## Stored rows
----------------------------------------
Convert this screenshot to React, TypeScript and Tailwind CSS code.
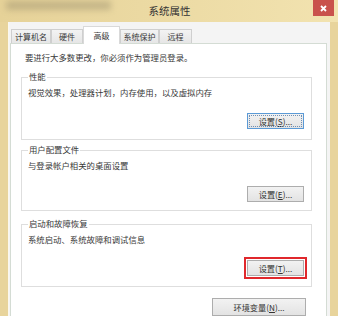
const Btn = ({
  label,
  hot,
  tail = "...",
  focused = false,
  className = "",
}: {
  label: string;
  hot: string;
  tail?: string;
  focused?: boolean;
  className?: string;
}) => (
  <button
    className={`flex items-center justify-center h-[16px] border bg-gradient-to-b from-[#f2f2f2] to-[#e3e3e3] text-[8.2px] leading-none text-[#333] ${
      focused ? "border-[#5b9ad6] outline-1 outline-dotted outline-[#6f8fb3] -outline-offset-[3px]" : "border-[#adadad]"
    } ${className}`}
  >
    {label}(<span className="underline">{hot}</span>){tail}
  </button>
);

const Group = ({
  title,
  text,
  className = "",
  children,
}: {
  title: string;
  text: string;
  className?: string;
  children: React.ReactNode;
}) => (
  <div className={`ml-[10px] mr-[14px] border border-[#dedede] pl-[6px] pr-[7px] flex flex-col ${className}`}>
    <div className="-mt-[8px] w-fit bg-white px-[1px] leading-[12px]">{title}</div>
    <div className="mt-[4px] leading-[12px]">{text}</div>
    <div className="mt-[15px] flex justify-end">{children}</div>
  </div>
);

export default function App() {
  const tabs = [
    { title: "计算机名", w: "w-[40px]" },
    { title: "硬件", w: "w-[32px]" },
    { title: "高级", w: "w-[37px]", active: true },
    { title: "系统保护", w: "w-[39px]" },
    { title: "远程", w: "w-[33px]" },
  ];

  return (
    <div className="w-[338px] h-[316px] overflow-hidden bg-[#e8d49c] flex flex-col font-['Noto_Sans_CJK_SC',sans-serif] text-[8.4px] text-[#383838]">
      {/* title bar */}
      <div className="relative h-[22px] shrink-0 flex items-center justify-center bg-gradient-to-r from-[#e6d298] to-[#f2e3b0]">
        <div className="absolute left-[6px] top-[1px] h-[9px] w-[105px] bg-[#8f8466] opacity-40 blur-[3px]" />
        <span className="text-[10.5px] text-[#333] pl-[1px]">系统属性</span>
        <div className="absolute right-[4px] top-0 w-[21px] h-[16px] bg-[#c9524c] flex items-center justify-center">
          <svg width="7" height="7" viewBox="0 0 7 7">
            <path d="M1 1L6 6M6 1L1 6" stroke="#fff" strokeWidth="1.8" />
          </svg>
        </div>
      </div>

      {/* dialog body */}
      <div className="flex-1 ml-[8px] mr-[8px] bg-[#f4f4f4] pt-[4px] flex flex-col border-l border-[#fbf8ee]">
        <div className="flex items-end h-[17px] pl-[2px] text-[8px]">
          {tabs.map((t) =>
            t.active ? (
              <div
                key={t.title}
                className={`${t.w} h-[18px] -mb-[1px] z-10 bg-white border border-b-0 border-[#d9d9d9] flex items-center justify-center`}
              >
                {t.title}
              </div>
            ) : (
              <div
                key={t.title}
                className={`${t.w} h-[14px] bg-gradient-to-b from-[#f3f3f3] to-[#e6e6e6] border border-b-0 border-[#cfcfcf] flex items-center justify-center`}
              >
                {t.title}
              </div>
            )
          )}
        </div>

        <div className="flex-1 ml-[1px] mr-[3px] bg-white border border-[#d4dcd4] flex flex-col">
          <div className="pt-[7px] pl-[14px] leading-[12px]">要进行大多数更改，你必须作为管理员登录。</div>

          <Group title="性能" text="视觉效果，处理器计划，内存使用，以及虚拟内存" className="mt-[14px] pb-[10px]">
            <Btn label="设置" hot="S" focused className="w-[57px]" />
          </Group>

          <Group title="用户配置文件" text="与登录帐户相关的桌面设置" className="mt-[10px] pb-[8px]">
            <Btn label="设置" hot="E" className="w-[57px]" />
          </Group>

          <Group title="启动和故障恢复" text="系统启动、系统故障和调试信息" className="mt-[13px] pb-[10px]">
            <div className="-m-[3px] border-2 border-[#e0282c] p-[1px]">
              <Btn label="设置" hot="T" className="w-[57px]" />
            </div>
          </Group>

          <div className="mt-[11px] mr-[20px] flex justify-end">
            <Btn label="环境变量" hot="N" className="w-[94px] h-[18px]" />
          </div>
        </div>
      </div>
    </div>
  );
}
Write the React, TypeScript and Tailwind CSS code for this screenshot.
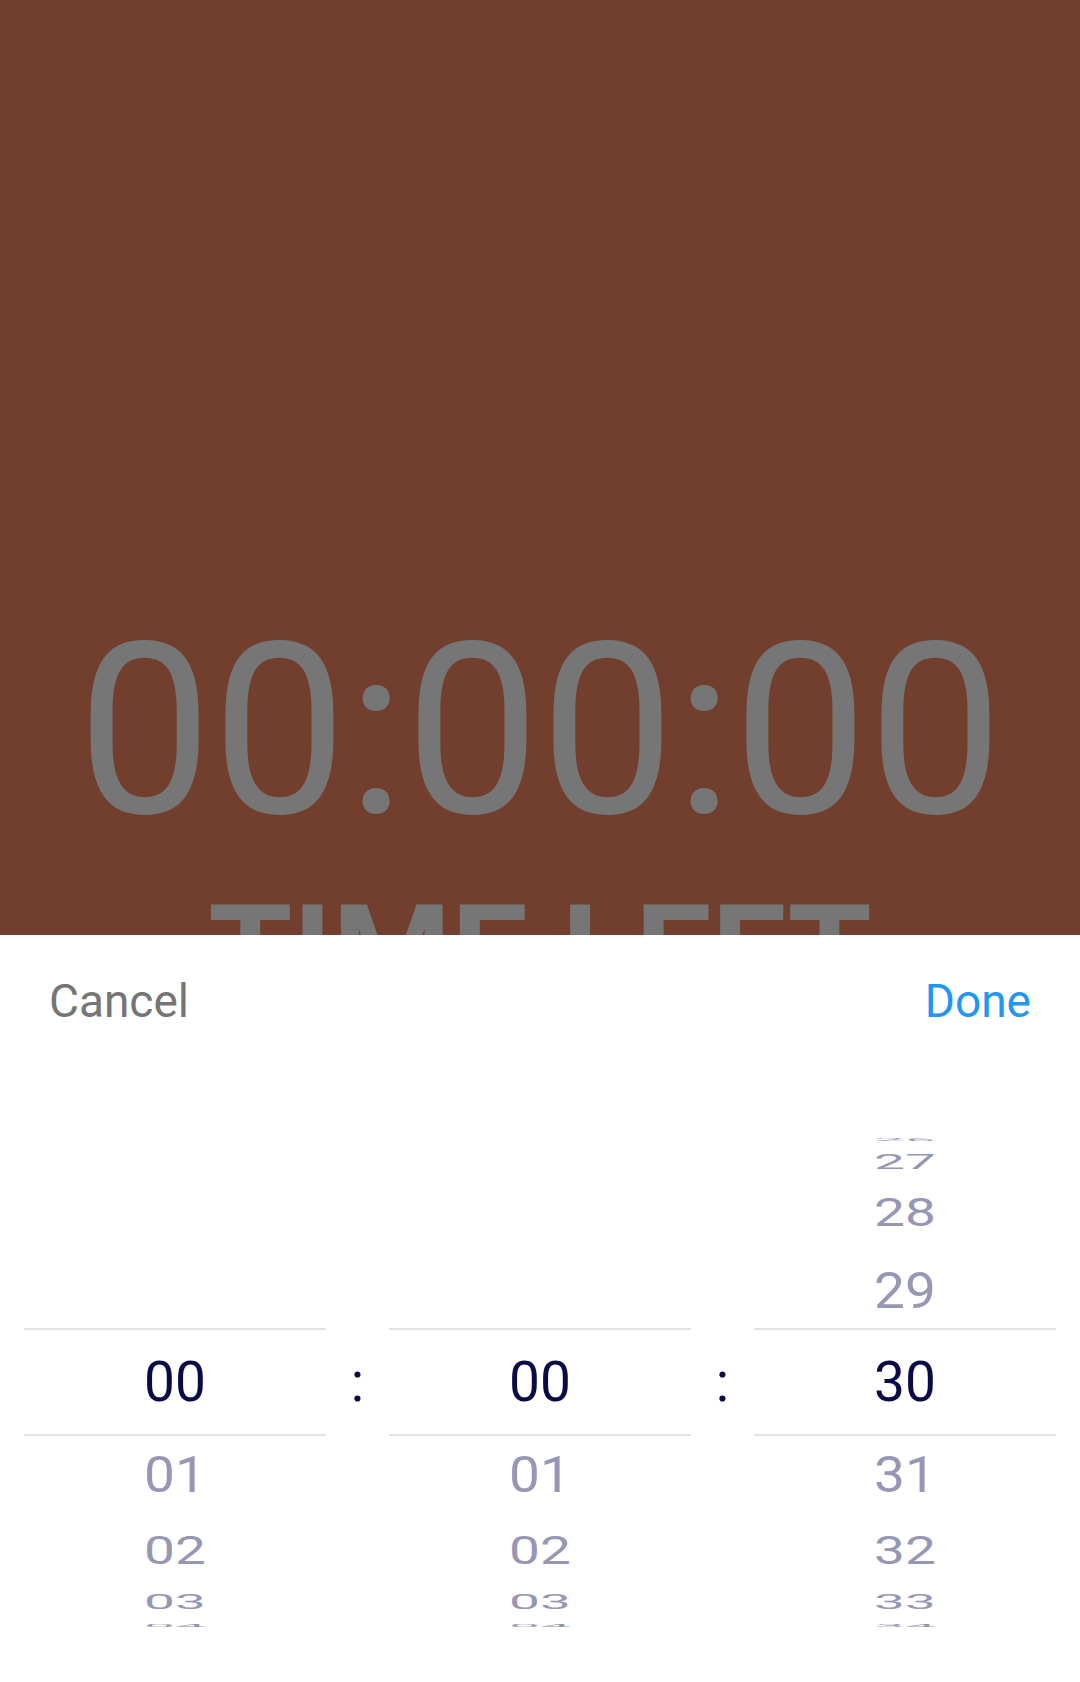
const rows = [
  { k: -4, h: 'h-[22px]', s: 'scale-y-[0.08]' },
  { k: -3, h: 'h-[24px]', s: 'scale-y-[0.36]' },
  { k: -2, h: 'h-[78px]', s: 'scale-y-[0.69]' },
  { k: -1, h: 'h-[76px]', s: 'scale-y-[0.92]' },
  { k: 0, h: 'h-[108px]', s: '' },
  { k: 1, h: 'h-[76px]', s: 'scale-y-[0.92]' },
  { k: 2, h: 'h-[78px]', s: 'scale-y-[0.69]' },
  { k: 3, h: 'h-[24px]', s: 'scale-y-[0.36]' },
  { k: 4, h: 'h-[22px]', s: 'scale-y-[0.08]' },
];

function pad(n: number) {
  return n < 10 ? `0${n}` : `${n}`;
}

function Wheel({ value, max }: { value: number; max: number }) {
  return (
    <div className="w-[302px] flex flex-col">
      {rows.map((r) => {
        const v = value + r.k;
        const label = v >= 0 && v <= max ? pad(v) : '';
        const selected = r.k === 0;
        return (
          <div
            key={r.k}
            className={`${r.h} flex items-center justify-center ${
              selected ? 'border-y-2 border-[#e3e3e6]' : ''
            }`}
          >
            <span
              className={`text-[55px] leading-none ${r.s} ${
                selected ? 'text-[#0a0a46]' : 'text-[#9797b5]'
              }`}
            >
              {label}
            </span>
          </div>
        );
      })}
    </div>
  );
}

function Colon() {
  return (
    <div className="w-[63px] flex items-center justify-center">
      <span className="text-[55px] leading-none text-[#0a0a46]">:</span>
    </div>
  );
}

export default function App() {
  return (
    <div className="w-[1080px] h-[1682px] flex flex-col bg-white font-['Roboto',sans-serif] overflow-hidden">
      <div className="h-[935px] shrink-0 overflow-hidden bg-[#723f2e] flex flex-col items-center pt-[611px]">
        <div className="text-[240px] leading-none text-[#767676] whitespace-nowrap">00:00:00</div>
        <div className="mt-[36px] text-[136px] leading-none font-bold text-[#767676] whitespace-nowrap">
          TIME LEFT
        </div>
      </div>

      <div className="flex-1 flex flex-col">
        <div className="flex items-center justify-between px-[49px] pt-[42px]">
          <button className="text-[46px] leading-[48px] text-[#757575]">Cancel</button>
          <button className="text-[46px] leading-[48px] text-[#2196f3]">Done</button>
        </div>

        <div className="mt-[103px] px-[24px] flex">
          <Wheel value={0} max={23} />
          <Colon />
          <Wheel value={0} max={59} />
          <Colon />
          <Wheel value={30} max={59} />
        </div>
      </div>
    </div>
  );
}
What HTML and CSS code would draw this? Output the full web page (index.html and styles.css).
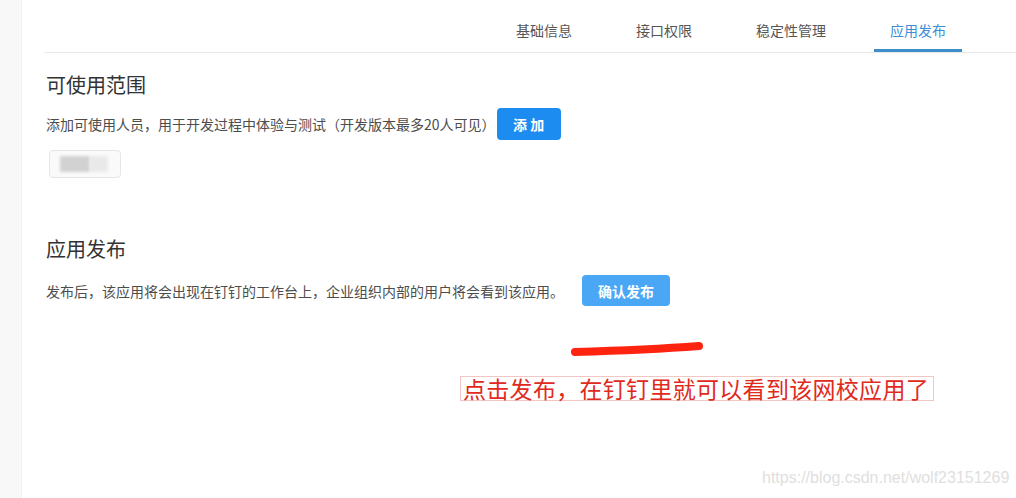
FILE: index.html
```html
<!DOCTYPE html>
<html lang="zh-CN">
<head>
    <meta charset="UTF-8">
    <title>应用发布</title>
    <link rel="stylesheet" href="styles.css">
</head>
<body>
    <div class="page">
        <div class="side"></div>

        <div class="main">
            <div class="tabs">
                <div class="tab">基础信息</div>
                <div class="tab">接口权限</div>
                <div class="tab">稳定性管理</div>
                <div class="tab active">应用发布</div>
            </div>

            <div class="section scope">
                <h2>可使用范围</h2>
                <div class="row">
                    <span class="desc">添加可使用人员，用于开发过程中体验与测试（开发版本最多20人可见）</span>
                    <button class="btn btn-add">添 加</button>
                </div>
                <div class="member">
                    <span class="blur dark"></span>
                    <span class="blur light"></span>
                </div>
            </div>

            <div class="section publish">
                <h2>应用发布</h2>
                <div class="row">
                    <span class="desc">发布后，该应用将会出现在钉钉的工作台上，企业组织内部的用户将会看到该应用。</span>
                    <button class="btn btn-publish">确认发布</button>
                </div>
            </div>
        </div>

        <!-- annotation drawn over the screenshot -->
        <svg class="stroke" width="140" height="16" viewBox="0 0 140 16">
            <path d="M5 11 C40 10 90 8 129 5" stroke="#ff2410" stroke-width="8" stroke-linecap="round" fill="none"/>
        </svg>
        <div class="note">点击发布，在钉钉里就可以看到该网校应用了</div>

        <div class="watermark">https://blog.csdn.net/wolf23151269</div>
    </div>
</body>
</html>
```

FILE: styles.css
```css
body { margin: 0; background: #fff; font-family: "Noto Sans CJK SC", "Liberation Sans", sans-serif; }
.page { position: relative; display: flex; width: 1016px; height: 498px; overflow: hidden; }
.side { width: 21px; background: #f8f8f8; border-right: 1px solid #f2f2f2; flex-shrink: 0; }
.main { flex: 1; padding-left: 22px; }

.tabs { display: flex; justify-content: flex-end; height: 52px; border-bottom: 1px solid #e8e8e8; padding-right: 54px; }
.tab { box-sizing: border-box; height: 52px; padding: 10px 16px 0; display: flex; align-items: center; font-size: 14px; color: #555; border-bottom: 3px solid transparent; }
.tab + .tab { margin-left: 32px; }
.tab.active { color: #3b8ed6; border-bottom-color: #3d8fc9; }

.section { padding-left: 2px; }
.section h2 { margin: 0; font-size: 20px; line-height: 28px; font-weight: normal; color: #333; }
.scope { margin-top: 18px; }
.scope .row { margin-top: 9px; }
.publish { margin-top: 57px; }
.publish .row { margin-top: 12px; }

.row { display: flex; align-items: center; }
.desc { font-size: 14px; color: #4d4d4d; white-space: nowrap; }

.btn { border: none; border-radius: 4px; color: #fff; font-family: inherit; font-size: 14px; font-weight: bold; cursor: pointer; }
.btn-add { margin-left: 1px; width: 64px; height: 32px; background: #1c8cf0; }
.btn-publish { margin-left: 18px; width: 88px; height: 31px; background: #4aa7f6; }

.member { display: flex; margin: 10px 0 0 3px; width: 72px; height: 28px; border: 1px solid #e6e6e6; border-radius: 4px; background: #fafafa; padding: 5px 0 0 10px; box-sizing: border-box; overflow: hidden; }
.blur { display: block; height: 16px; filter: blur(1.5px); }
.blur.dark { width: 30px; background: #d2d2d2; }
.blur.light { width: 18px; background: #e9e9e9; }

.stroke { position: absolute; left: 570px; top: 341px; }
.note { position: absolute; left: 460px; top: 376px; width: 470px; height: 23px; border: 1px solid #f1c7c4; padding-left: 2px; box-sizing: content-box; font-size: 23px; line-height: 23px; color: #e02a1c; letter-spacing: 0.3px; white-space: nowrap; }

.watermark { position: absolute; left: 762px; top: 469px; font-family: "Liberation Sans", Arial, sans-serif; font-size: 16px; color: #e0e0e0; }
```
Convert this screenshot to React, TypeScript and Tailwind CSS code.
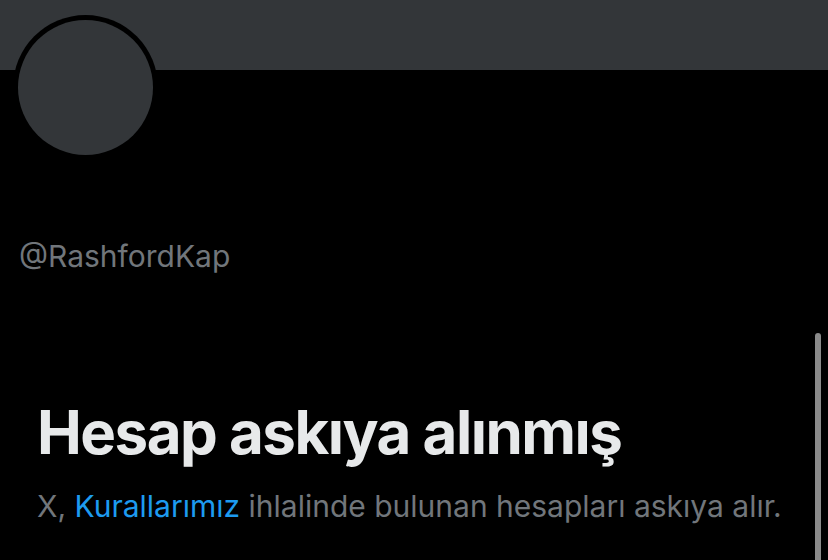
export default function App() {
  return (
    <div className="relative h-[560px] w-[828px] overflow-hidden bg-black font-['Inter','Liberation_Sans',sans-serif]">
      {/* banner */}
      <div className="h-[70px] bg-[#333639]" />

      {/* avatar */}
      <div className="-mt-[55px] ml-[13px] size-[145px] rounded-full bg-black p-[5px]">
        <div className="size-full rounded-full bg-[#333639]" />
      </div>

      <div className="mt-[78px] pl-[19px] text-[30px] leading-[36px] text-[#71767b]">
        @RashfordKap
      </div>

      <div className="mt-[122px] px-[37px]">
        <h1 className="text-[60px] font-bold leading-[72px] tracking-[-0.025em] text-[#e7e9ea]">
          Hesap askıya alınmış
        </h1>
        <p className="mt-[20px] text-[30px] leading-[36px] text-[#71767b]">
          X, <span className="text-[#1d9bf0]">Kurallarımız</span> ihlalinde bulunan hesapları askıya alır.
        </p>
      </div>

      {/* scrollbar */}
      <div className="absolute right-[7px] top-[333px] h-[240px] w-[6px] rounded-full bg-[#8a8a8a]" />
    </div>
  )
}
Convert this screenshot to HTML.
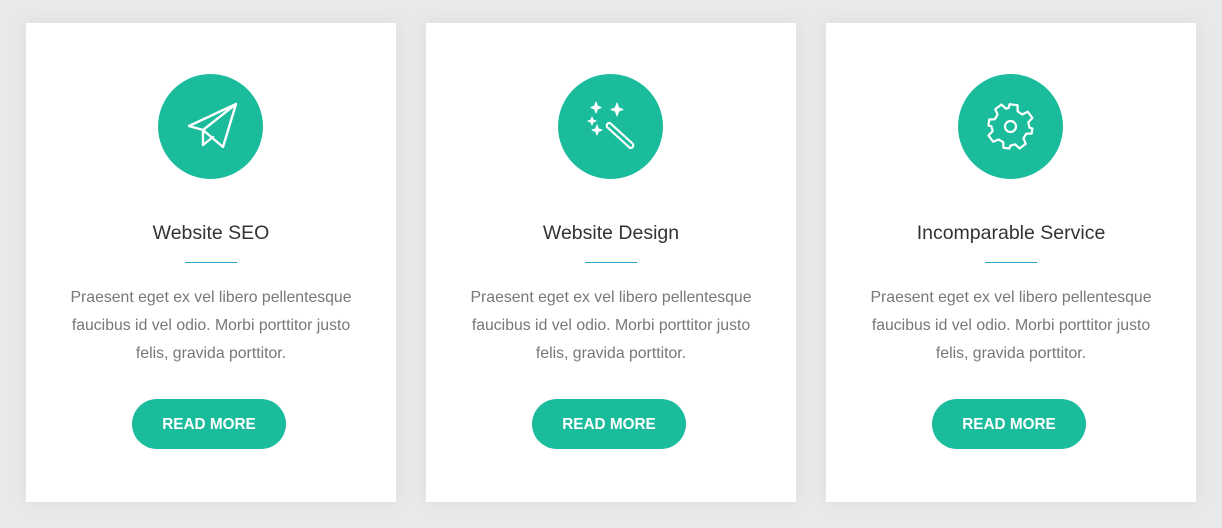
----------------------------------------
## Written exercise
Pull every line containing "React" from the material above.

## Written answer
Convert this screenshot to React, TypeScript and Tailwind CSS code.
  children: React.ReactNode;
Write the React, TypeScript and Tailwind CSS code for this screenshot.
Convert this screenshot to React, TypeScript and Tailwind CSS code.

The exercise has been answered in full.